Ruse is also the gateway to the Rusenski Lom Nature Reserve, a system of karst gorges south of the city featuring medieval rock churches, remains of Thracian fortresses and extraordinary biodiversity. And for those arriving from Romania via the Friendship Bridge — the main Danube crossing between the two countries — Ruse is the first Bulgarian city, a business card that rarely disappoints expectations.

Things to do in Ruse

Ruse is comfortably explored on foot: the historic centre is compact, with main monuments concentrated in just a few blocks around the central square and along tree-lined avenues sloping towards the Danube. It’s worth dedicating at least two days to the city, including a half-day for the Rusenski Lom Reserve.

Liberty Square

The heart of Ruse is Liberty Square — Ploshtad Svoboda in Bulgarian — a large elliptical urban space with the Monument of Liberty at its centre, a monumental fountain topped by an allegorical female figure holding the broken chains of Ottoman oppression. The square was built in 1885, just a few years after Bulgarian liberation, following Central European urban planning models, and is surrounded by some of the city’s most elegant buildings: the Town Hall, the State Theatre, the Prefectural headquarters and the facades of 19th-century palaces with their bay windows, cast-iron balconies and decorative cornices in eclectic style.
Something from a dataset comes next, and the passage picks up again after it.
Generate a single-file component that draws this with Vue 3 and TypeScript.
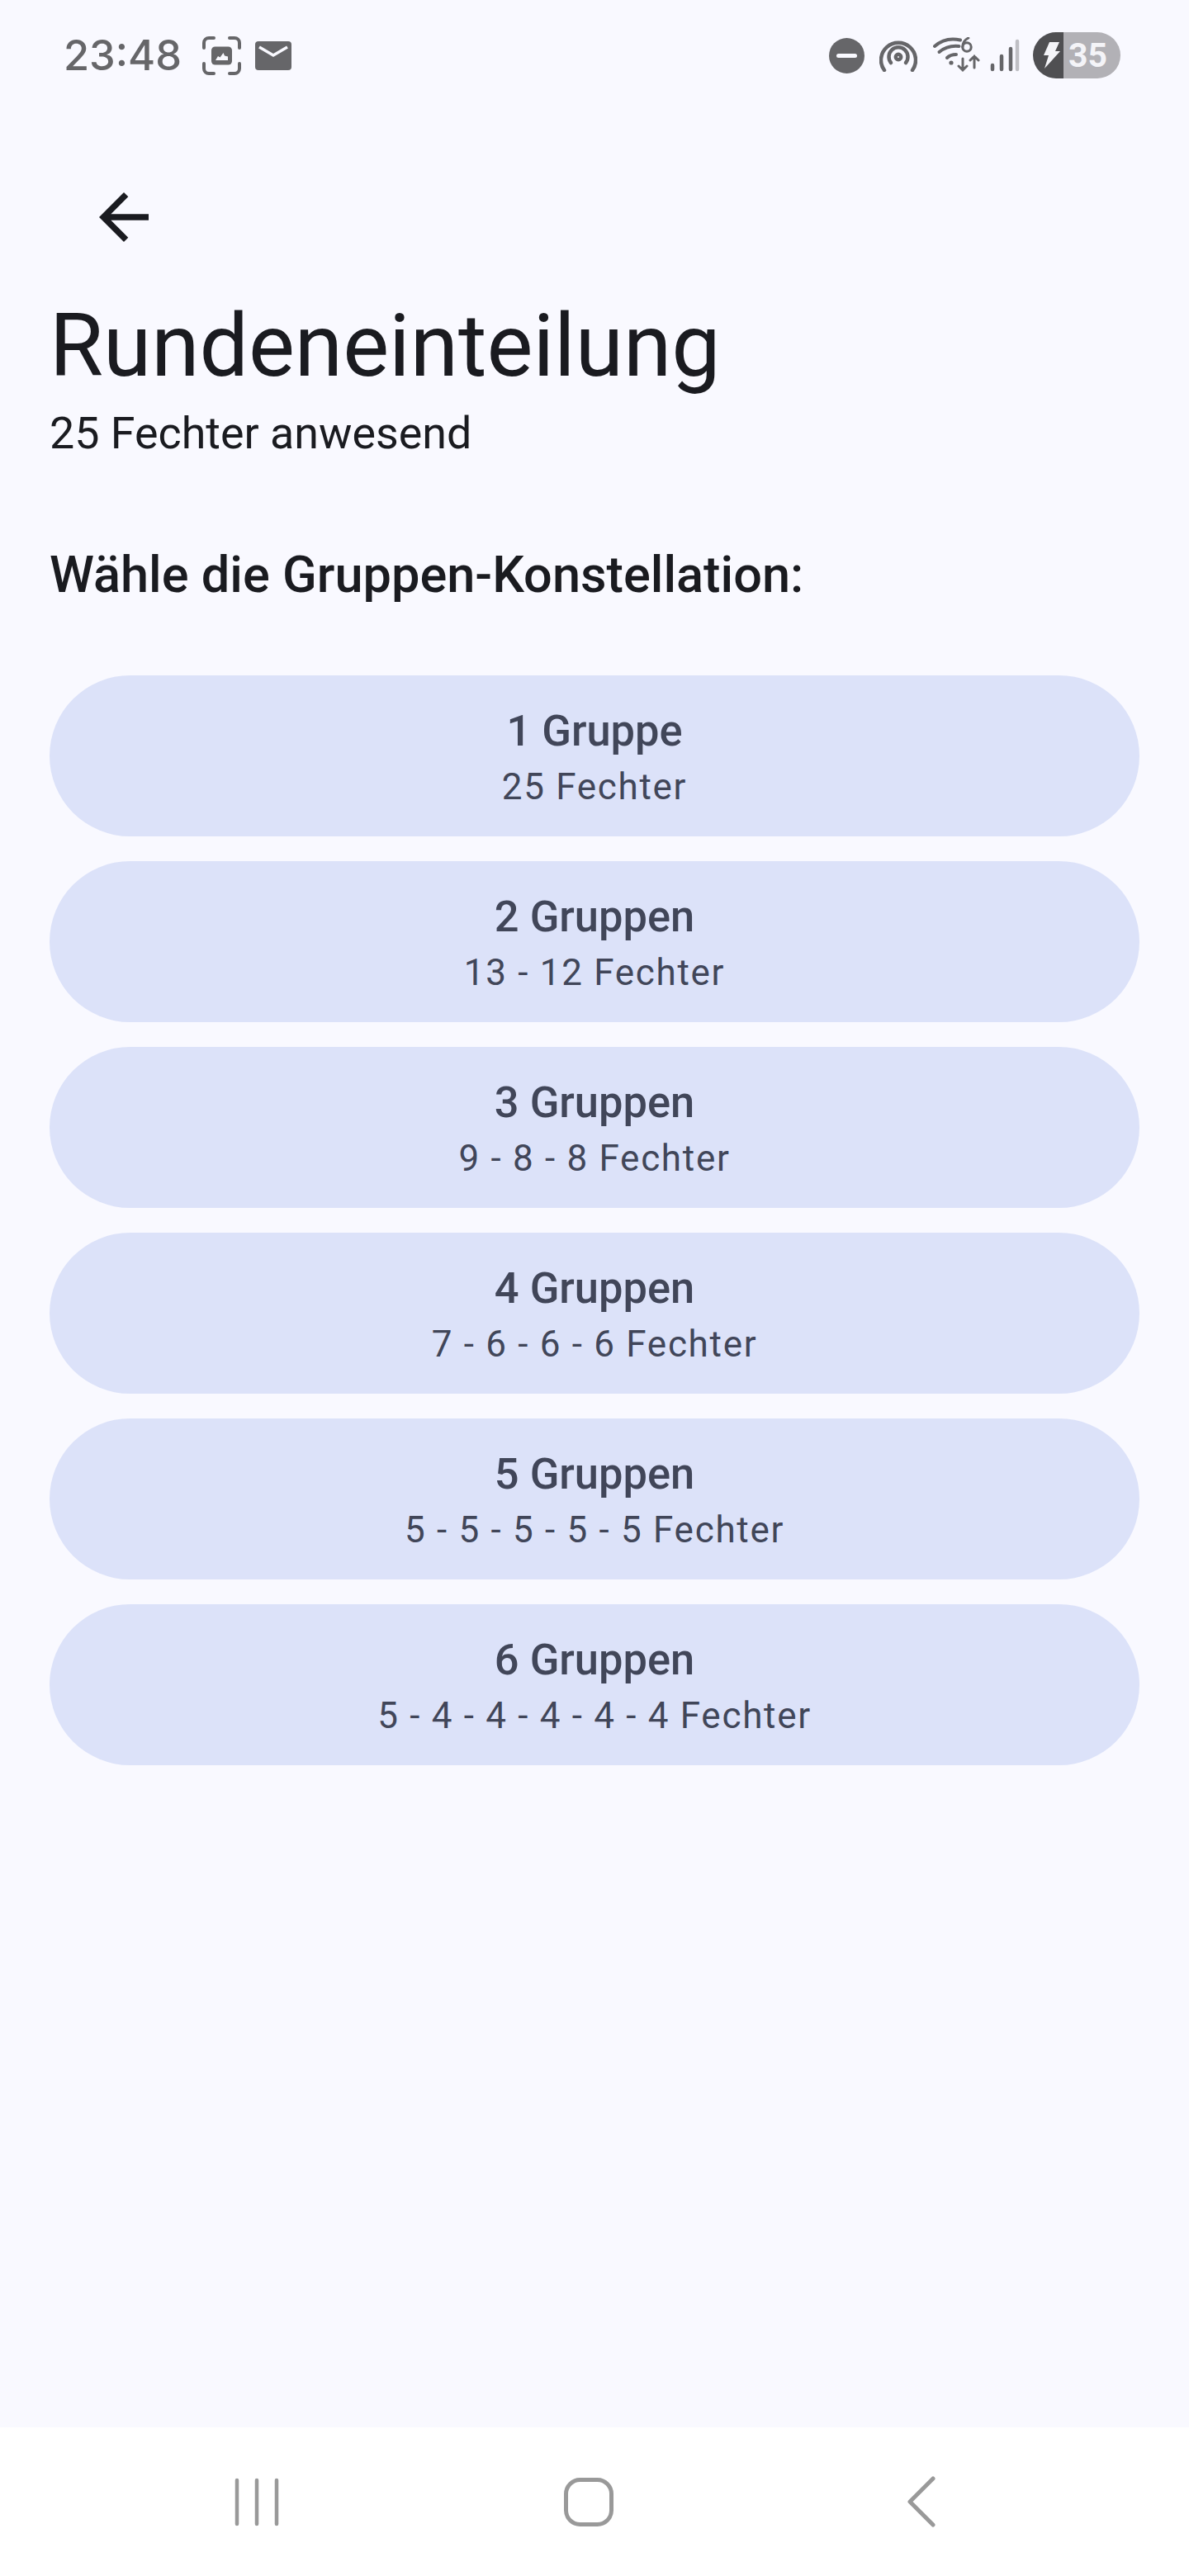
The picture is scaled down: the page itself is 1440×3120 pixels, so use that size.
<template>
  <div class="phone">
    <header class="status">
      <div class="status__left">
        <span class="status__time">23:48</span>
        <svg class="ic-shot" width="47" height="47" viewBox="0 0 47 47" fill="none">
          <path d="M2 14V8a6 6 0 0 1 6-6h6M33 2h6a6 6 0 0 1 6 6v6M45 33v6a6 6 0 0 1-6 6h-6M14 45H8a6 6 0 0 1-6-6v-6" stroke="#666669" stroke-width="4" stroke-linecap="round"/>
          <rect x="11" y="12.500" width="25" height="22" rx="4.500" fill="#666669"/>
          <path d="M16 29l3-5 2.500 1.500 4-5.500 1.500 3.500 4 1v4.500z" fill="#f9f9ff"/>
        </svg>
        <svg class="ic-mail" width="44" height="35" viewBox="0 0 44 35">
          <rect width="44" height="35" rx="4" fill="#666669"/>
          <path d="M5 7l17 10L39 7" fill="none" stroke="#f9f9ff" stroke-width="3.500"/>
        </svg>
      </div>
      <div class="status__right">
        <svg width="43" height="43" viewBox="0 0 43 43">
          <circle cx="21.500" cy="21.500" r="21.500" fill="#666669"/>
          <rect x="9" y="19" width="25" height="5" rx="2.500" fill="#f9f9ff"/>
        </svg>
        <svg class="ic-hot" width="46" height="40" viewBox="0 0 46 40" fill="none" stroke="#666669" stroke-width="4.500" stroke-linecap="round">
          <path d="M6 38A21 21 0 1 1 40 38"/>
          <path d="M14 29a11.500 11.500 0 1 1 18 0"/>
          <circle cx="23" cy="22" r="3.200"/>
        </svg>
        <svg class="ic-wifi" width="57" height="44" viewBox="0 0 57 44" fill="none" stroke="#666669" stroke-linecap="round">
          <path d="M2 11C11 3 22 1 33 3.500" stroke-width="4"/>
          <path d="M7.500 18c6-5 15-8 24-7" stroke-width="4"/>
          <path d="M17 25c3-3 7-4 11-4" stroke-width="4"/>
          <circle cx="22" cy="31" r="2.600" fill="#666669" stroke="none"/>
          <circle cx="41" cy="12" r="5.200" stroke-width="3"/>
          <path d="M35.800 12c0-5 3-9 7-11" stroke-width="3"/>
          <path d="M36 26v14M31 35l5 5 5-5M50 37V23M45 28l5-5 5 5" stroke-width="3"/>
        </svg>
        <svg class="ic-signal" width="36" height="40" viewBox="0 0 36 40" stroke-linecap="round" stroke-width="4.500" fill="none">
          <path d="M3 37v-5M14 37V21M25 37V12" stroke="#666669"/>
          <path d="M33 37V3" stroke="#bfbfc4"/>
        </svg>
        <div class="battery">
          <span class="battery__bolt">
            <svg width="22" height="32" viewBox="0 0 22 32"><path d="M9 0h12l-5 11h6L3 32l5-16H2z" fill="#f4f4f8"/></svg>
          </span>
          <span class="battery__level">{{ batteryLevel }}</span>
        </div>
      </div>
    </header>

    <main class="content">
      <button class="back" aria-label="Zurück">
        <svg width="90" height="90" viewBox="0 0 24 24"><path d="M20 11H7.830l5.590-5.590L12 4l-8 8 8 8 1.410-1.410L7.830 13H20v-2z" fill="#1a1b20"/></svg>
      </button>
      <h1 class="title">Rundeneinteilung</h1>
      <p class="subtitle">{{ fencers }} Fechter anwesend</p>
      <h2 class="prompt">Wähle die Gruppen-Konstellation:</h2>

      <div class="options">
        <button v-for="o in options" :key="o.count" class="option">
          <span class="option__name">{{ o.name }}</span>
          <span class="option__split">{{ o.split }}</span>
        </button>
      </div>
    </main>

    <nav class="nav">
      <svg width="60" height="60" viewBox="0 0 60 60" fill="none" stroke="#999" stroke-width="4.500" stroke-linecap="round">
        <path d="M6 4v53M30 4v53M54 4v53"/>
      </svg>
      <svg class="nav__home" width="60" height="60" viewBox="0 0 60 60" fill="none">
        <rect x="2.500" y="3.500" width="55" height="54" rx="17" stroke="#999" stroke-width="5"/>
      </svg>
      <svg class="nav__back" width="36" height="62" viewBox="0 0 36 62" fill="none" stroke="#999" stroke-width="5" stroke-linecap="round" stroke-linejoin="round">
        <path d="M32 3L4 31l28 28"/>
      </svg>
    </nav>
  </div>
</template>

<script setup lang="ts">
const fencers = 25
const batteryLevel = 35

function splitLabel(count: number) {
  const base = Math.floor(fencers / count)
  const rest = fencers % count
  const sizes = Array.from({ length: count }, (_, i) => (i < rest ? base + 1 : base))
  return `${sizes.join(' - ')} Fechter`
}

const options = [1, 2, 3, 4, 5, 6].map(count => ({
  count,
  name: `${count} ${count === 1 ? 'Gruppe' : 'Gruppen'}`,
  split: splitLabel(count),
}))
</script>

<style scoped>
.phone {
  width: 1440px; height: 3120px;
  display: flex; flex-direction: column;
  background: #f9f9ff; color: #1a1b20;
  font-family: Roboto, "Liberation Sans", sans-serif;
  overflow: hidden;
}

.status {
  height: 134px; flex: none;
  display: flex; align-items: center; justify-content: space-between;
  padding: 0 83px 0 77px;
}
.status__left { display: flex; align-items: center; }
.status__time {
  font-family: Inter, sans-serif; font-weight: 500; font-size: 50.500px; line-height: 1;
  color: #666669; margin-right: 25px;
}
.ic-mail { margin-left: 17px; }
.status__right { display: flex; align-items: center; }
.ic-hot { margin-left: 18px; }
.ic-wifi { margin-left: 19px; }
.ic-signal { margin-left: 12px; }

.battery {
  display: flex; margin-left: 16px;
  width: 106px; height: 56px; border-radius: 28px; overflow: hidden;
}
.battery__bolt {
  width: 37px; background: #4f4f52;
  display: flex; align-items: center; justify-content: flex-end; padding-right: 4px; box-sizing: border-box;
}
.battery__level {
  flex: 1; background: #b2b1b6; color: #f4f4f8;
  font-weight: 700; font-size: 41px; line-height: 56px; padding-left: 6px;
}

.content { flex: 1; padding: 0 60px; }

.back {
  display: block; width: 90px; height: 90px; padding: 0; margin: 84px 0 0 45px;
  border: 0; background: none;
}
.title {
  margin: 45px 0 0 0;
  font-size: 105.500px; font-weight: 400; line-height: 132px;
}
.subtitle {
  margin: 4px 0 0;
  font-size: 53.800px; line-height: 72px;
}
.prompt {
  margin: 97px 0 0;
  font-size: 61.300px; font-weight: 500; line-height: 76px;
}

.options { display: flex; flex-direction: column; gap: 30px; margin-top: 84px; }
.option {
  height: 195px; border: 0; border-radius: 98px; padding: 0;
  background: #dce2f9; color: #414659;
  display: flex; flex-direction: column; align-items: center; justify-content: center;
  font-family: inherit;
}
.option__name { font-size: 52.400px; font-weight: 500; line-height: 75px; }
.option__split { font-size: 44px; letter-spacing: 1.700px; line-height: 61px; }

.nav {
  height: 180px; flex: none; background: #fff;
  display: flex; align-items: center;
  padding-left: 281px;
}
.nav__home { margin-left: 342px; }
.nav__back { margin-left: 355px; }
</style>

<style>
html, body { margin: 0; background: #f9f9ff; }
</style>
Liberty Square is Ruse’s finest salon in any season: in summer, café tables extend almost to the central fountain, and on weekend evenings families, students and tourists fill the elliptical perimeter with aimless strolls. In winter, when Christmas lights reflect off the white and pastel-yellow building facades, the square takes on the atmosphere of a European postcard from another era. The best vantage point for capturing the whole ensemble is from the north-east corner, with the Monument of Liberty in the foreground and the State Theatre in the background.

Regional Museum of History

The Regional Museum of History of Ruse is housed in the former Palace of Justice, a neoclassical building from 1888 overlooking Aleksandrovska Avenue, the city’s main commercial axis. The collection spans over five thousand years of history of the Lower Danube region: from prehistory through Thracian and Roman civilisations, from the medieval Bulgarian Empire to the Ottoman period through to modern Bulgaria. The most significant pieces include a rich collection of Thracian ceramics from the 5th-4th century BC, Roman coins from the local mint at Nicopolis ad Istrum and rare medieval Bulgarian jewellery.

A section dedicated to Ruse’s modern history chronicles the city’s extraordinary 19th-century development: period photographs, maps, documents and personal objects of the protagonists of urban transformation reconstruct the story of a city that in fifty years transformed from an Ottoman village to a European commercial centre. Particularly interesting is the section on Danube vessels and river commerce that made Ruse one of Bulgaria’s wealthiest cities by the late 19th century.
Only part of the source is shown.